Week 6

Echo Hello-World Board

PCB Design Software: Eagle
Machine: MODELA MDX-20 (Software: Fab modules)

Components and Tools

  • PCB (FR-1) x 1
  • Double-sided tape x 1
  • Mitsuwa Paper Cement Solvent x 1(Amazon.jp)
  • Scraper x 1
  • Digital Multimeter x 1
  • Soldering Iron x 1
  • Solder x 1
  • Desoldering Braid x 1
  • Tweezers x 1

This week I made an echo hello-world board that includes an led and button. In addition to the fab.lib (right click and Save Link As...to download) I also used two libraries which I received from my instructor Mio-san (because I was going to use a button that was purchased in Japan).

(all photos can also be viewed here)

Since there are a lot of libraries in Applications Eagle lbr, instead of just adding my libraries to the directory, I created a file called libraries in Applications Eagle and moved the existing lbr file and the downloaded library files in there, to differentiate the existing libraries from the ones I added. Then I changed the directory settings in Eagle and selected the libraries in the Control Panel. From File, create and name a new Project. When you create a new Schematic file under that project, the Schematic window will open.

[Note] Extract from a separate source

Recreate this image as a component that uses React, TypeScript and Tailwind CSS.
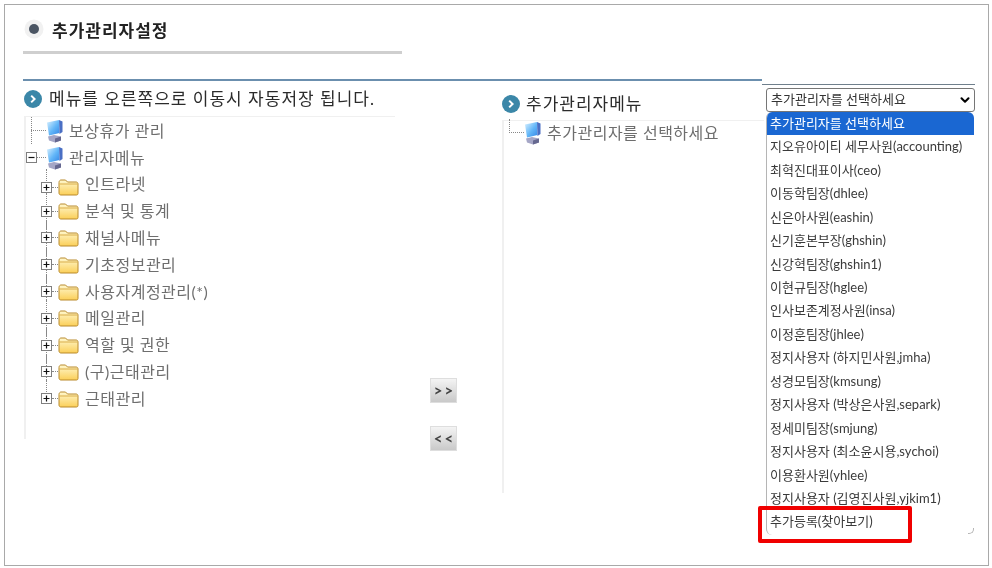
import { ChevronDown } from "lucide-react";

const FOLDERS = [
  "인트라넷",
  "분석 및 통계",
  "채널사메뉴",
  "기초정보관리",
  "사용자계정관리(*)",
  "메일관리",
  "역할 및 권한",
  "(구)근태관리",
  "근태관리",
];

const OPTIONS = [
  "추가관리자를 선택하세요",
  "지오유아이티 세무사원(accounting)",
  "최혁진대표이사(ceo)",
  "이동학팀장(dhlee)",
  "신은아사원(eashin)",
  "신기훈본부장(ghshin)",
  "신강혁팀장(ghshin1)",
  "이현규팀장(hglee)",
  "인사보존계정사원(insa)",
  "이정훈팀장(jhlee)",
  "정지사용자 (하지민사원,jmha)",
  "성경모팀장(kmsung)",
  "정지사용자 (박상은사원,separk)",
  "정세미팀장(smjung)",
  "정지사용자 (최소윤시용,sychoi)",
  "이용환사원(yhlee)",
  "정지사용자 (김영진사원,yjkim1)",
  "추가등록(찾아보기)",
];

function BulletIcon() {
  return (
    <svg width="18" height="18" viewBox="0 0 18 18" className="shrink-0">
      <circle cx="9" cy="9" r="9" fill="#3b87a8" />
      <path d="M7.2 5.6 10.6 9l-3.4 3.4" fill="none" stroke="#fff" strokeWidth="2" />
    </svg>
  );
}

function ComputerIcon() {
  return (
    <svg width="18" height="24" viewBox="0 0 18 24" className="shrink-0">
      <defs>
        <linearGradient id="screen" x1="0" y1="0" x2="1" y2="1">
          <stop offset="0" stopColor="#dcf2ff" />
          <stop offset="0.55" stopColor="#62b6f8" />
          <stop offset="1" stopColor="#3486e6" />
        </linearGradient>
      </defs>
      <path d="M2 17.500 8 16l7 1.500v4L9 23.500 3 21.500z" fill="#a5a6c6" />
      <path d="M9 19.500 15 17.500v4L9 23.500z" fill="#666890" />
      <path d="M1 3.500 13 1l.5 13L3 16.500z" fill="url(#screen)" />
      <path d="M13 1l3.500 1.500V13l-3 2z" fill="#4a6fc4" />
    </svg>
  );
}

function FolderIcon() {
  return (
    <svg width="21" height="18" viewBox="0 0 21 18" className="shrink-0">
      <defs>
        <linearGradient id="folder" x1="0" y1="0" x2="0" y2="1">
          <stop offset="0" stopColor="#fff8cf" />
          <stop offset="1" stopColor="#fbcf58" />
        </linearGradient>
      </defs>
      <path
        d="M1 4.500C1 3 2 2 3 2h4.500l2 2H18c1.200 0 2 .8 2 2v9.500c0 1-.8 1.500-1.500 1.500H3c-1.200 0-2-.8-2-2z"
        fill="url(#folder)"
        stroke="#b98a2c"
        strokeWidth="1"
      />
      <path d="M1.500 6h18" stroke="#d9ad4a" strokeWidth="1" />
    </svg>
  );
}

function ToggleBox({ open }: { open?: boolean }) {
  return (
    <svg width="11" height="11" viewBox="0 0 11 11" className="shrink-0">
      <rect x="0.5" y="0.5" width="10" height="10" fill="#fff" stroke="#7f7f7f" />
      <path d={open ? "M2.500 5.500h6" : "M2.500 5.500h6M5.500 2.500v6"} stroke="#111" strokeWidth="1.200" />
    </svg>
  );
}

function RootRow({ label, open, last }: { label: string; open?: boolean; last?: boolean }) {
  return (
    <div className="flex h-[27px] items-center text-[16px] tracking-[0.5px] text-[#6e6e6e]">
      <div className="relative h-full w-[20px] shrink-0">
        {open ? (
          <>
            <div className="absolute top-[8px] left-0">
              <ToggleBox open />
            </div>
            <div className="absolute top-[13px] left-[11px] w-[9px] border-t border-dotted border-[#888]" />
          </>
        ) : (
          <>
            <div
              className={
                last
                  ? "absolute top-0 left-[5px] h-[14px] border-l border-dotted border-[#888]"
                  : "absolute top-0 left-[5px] h-[27px] border-l border-dotted border-[#888]"
              }
            />
            <div className="absolute top-[13px] left-[5px] w-[15px] border-t border-dotted border-[#888]" />
          </>
        )}
      </div>
      <ComputerIcon />
      <span className="ml-[5px] whitespace-nowrap">{label}</span>
    </div>
  );
}

function FolderRow({ label, first, last }: { label: string; first?: boolean; last?: boolean }) {
  return (
    <div className="flex h-[26.8px] items-center text-[16px] tracking-[0.5px] text-[#6e6e6e]">
      <div className={first ? "relative ml-[15px] flex translate-y-[3px] items-center" : "relative ml-[15px] flex items-center"}>
        <div
          className={
            last
              ? "absolute bottom-[16px] left-[5px] h-[12px] border-l border-dotted border-[#888]"
              : "absolute top-[-9px] left-[5px] h-[36px] border-l border-dotted border-[#888]"
          }
        />
        <div className="relative">
          <ToggleBox />
        </div>
        <div className="w-[6px] border-t border-dotted border-[#888]" />
        <FolderIcon />
      </div>
      <span className="ml-[6px] whitespace-nowrap">{label}</span>
    </div>
  );
}

function MoveButton({ label }: { label: string }) {
  return (
    <button className="flex h-[25px] w-[27px] items-center justify-center border border-[#dedede] bg-gradient-to-b from-[#f4f4f4] to-[#c9c9c9] pl-[2px] text-[15px] font-bold tracking-[2px] text-[#444]">
      {label}
    </button>
  );
}

export default function App() {
  return (
    <div
      className="relative h-[568px] w-[992px] overflow-hidden bg-white p-[4px] pb-[2px] pr-[3px] blur-[0.35px]"
      style={{ fontFamily: 'Lato, "Noto Sans CJK KR", sans-serif' }}
    >
      <div className="flex h-full flex-col border border-[#a9a9a9] pl-[18px] pr-[13px]">
        {/* title */}
        <div className="flex h-[49px] w-[379px] shrink-0 items-center gap-[9px] border-b-[3px] border-[#cfcfcf] pt-[5px]">
          <svg width="20" height="20" viewBox="0 0 20 20" className="-mt-[4px] ml-px shrink-0">
            <circle cx="10" cy="10" r="9.500" fill="#f1f1f1" />
            <circle cx="10" cy="10" r="5" fill="#4b5563" />
          </svg>
          <span className="-ml-px text-[17px] font-bold tracking-[1px] text-[#222]">추가관리자설정</span>
        </div>

        {/* rule */}
        <div className="mt-[25px] flex shrink-0 items-start">
          <div className="h-[2px] w-[739px] bg-[#6b8fae]" />
          <div className="mt-[5px] h-px flex-1 bg-[#6f7f8c]" />
        </div>

        <div className="flex min-h-0 flex-1">
          {/* left tree */}
          <div className="w-[372px] shrink-0 pl-[1px] pt-[5px]">
            <div className="flex h-[18px] items-center gap-[7px]">
              <BulletIcon />
              <span className="whitespace-nowrap text-[17px] tracking-[1px] text-[#2b2b2b]">메뉴를 오른쪽으로 이동시 자동저장 됩니다.</span>
            </div>
            <div className="mt-[8px] h-[323px] border-t border-l-2 border-[#f0f0f0]">
              <RootRow label="보상휴가 관리" />
              <RootRow label="관리자메뉴" open />
              {FOLDERS.map((label, i) => (
                <FolderRow key={label} label={label} first={i === 0} last={i === FOLDERS.length - 1} />
              ))}
            </div>
          </div>

          {/* move buttons */}
          <div className="flex w-[107px] shrink-0 flex-col items-center gap-[23px] pt-[293px] pr-[10px]">
            <MoveButton label=">>" />
            <MoveButton label="<<" />
          </div>

          {/* right tree */}
          <div className="w-[262px] shrink-0 pt-[10px]">
            <div className="flex h-[18px] items-center gap-[6px]">
              <BulletIcon />
              <span className="whitespace-nowrap text-[17px] tracking-[1px] text-[#2b2b2b]">추가관리자메뉴</span>
            </div>
            <div className="mt-[7px] h-[373px] border-t border-l-2 border-[#f0f0f0]">
              <div className="-mt-[2px]">
                <RootRow label="추가관리자를 선택하세요" last />
              </div>
            </div>
          </div>

          {/* select */}
          <div className="flex-1 pt-[3px] pl-[2px]">
            <div className="flex h-[24px] items-center justify-between rounded-[3px] border border-[#767676] pl-[4px] pr-[2px] text-[13px] text-[#333]">
              <span>추가관리자를 선택하세요</span>
              <ChevronDown size={14} strokeWidth={3.500} className="text-black" />
            </div>
          </div>
        </div>
      </div>

      {/* open dropdown */}
      <div className="absolute top-[112px] left-[766px] h-[423px] w-[208px] overflow-hidden rounded-[6px] border-l border-[#b5b5b5] bg-white text-[13px] text-[#3a3a3a]">
        {OPTIONS.map((option, i) => (
          <div
            key={option}
            className={
              i === 0
                ? "flex h-[23.450px] items-center whitespace-nowrap bg-[#1a67d2] pl-[3px] text-white"
                : "flex h-[23.450px] items-center whitespace-nowrap pl-[3px]"
            }
          >
            {option}
          </div>
        ))}
      </div>
      <div className="absolute top-[528px] left-[968px] h-[6px] w-[6px] rounded-br-[5px] border-r border-b border-[#b5b5b5]" />

      {/* red highlight */}
      <div className="absolute top-[506px] left-[758px] h-[37px] w-[154px] rounded-[2px] border-[4px] border-[#f00000]" />
    </div>
  );
}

I like using the command line instead of clicking on the icons.
(Type the command, then press enter)

  • grid (or gr) : change the settings for the grid (turn on/off the grid and change its size etc.)
  • add (or ad) : choose components from library and place them by clicking
    The screen shots below are all of the components I used. (all photos can also be viewed here)

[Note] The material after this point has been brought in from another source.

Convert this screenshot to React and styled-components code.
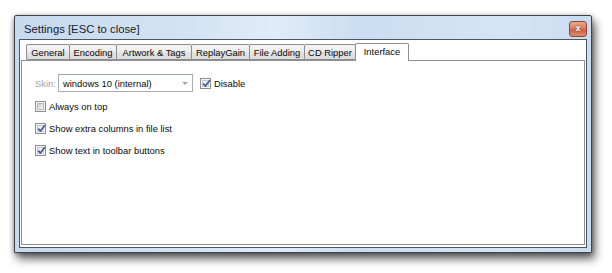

  • copy (or cop) : click component to copy it
  • delete (or de) : click and delete anything
  • rotate (or ro) : click component to rotate it 90 degrees
  • group (or gro) : click and drag to select several components
  • move (or mov) : click component to move it. For moving several components at once 1: Select the components with group, 2: move, 3: Right click any empty area, 4: Select Move: Group
  • net (or ne) : connect components by clicking. (After netting you can move the component around to make sure it's connected correctly.)
  • name (or na) : click component to rename (i.e. XTAL)
  • value (or va) : click component to write its value (i.e. 20MHz, 10k). “Do you want to change it anyway?” Select yes.
  • erc (or er) : to check for errors on the Schematic

Connecting all of the components together can get a little messy. You can also Label Net Stubs as I did for ISP and FTDI. (1: Make short nets for each of the pins you want to connect. (Single click to start a net. Double click to stop) 2: Assign names to the nets using label 3: Give the nets you want to connect the same name, “Connect ~ and ~ ? Select yes.)

Once you're done connecting everything, click (on the top left) to generate the board (Create for schematic? Select yes). All of the components will appear bundled up at the left corner. Now it’s time to place out the components (move) and draw the circuit's paths (route).

  • route (or rou) : click to draw routes. Right click to change the bend style.
  • ripup (or rat) : click to delete routes
  • ratsnest (or rat) : changes paths between components to the shortest possible
  • show : highlights the chosen components (i.e. show vcc, show gnd)
  • move and click the sides of the white borderline to change the board's canvas size
  • polygon (or pol) : at the top toolbar, change the layer from 1 Top to 48 Document. Draw the outline of the board.
  • drc (or dr) : Select Clearance, change all values to to 0.4mm, and select check. move components or routes that are too close. (decreasing the grid’s size will make it more easier to slightly move them)
  • display (or dis) : select which layer to export.
    Traces: Select 1 Top and 17 Pads
    Holes: Select 17 Pads 20 Dimension
    Outline: Select 48 Document
  • From the menu bar select File Export Image. Name the file, select monochrome, change the resolution to at least 800dpi (1200dpi for the Traces) and export.
When creating the circuit the machine will mill around the white sections. That is why you need convert the background color of the holes file from black to white. Since I didn’t have photoshop I used a free software called Gimp to do this.

While the Modela was milling the traces I was staring at the image of my circuit and noticed there was a small mistake. The button wasn’t connected to ground. Woops! I found a broken led, cut a small piece off the leg and soldered it on to make the connection.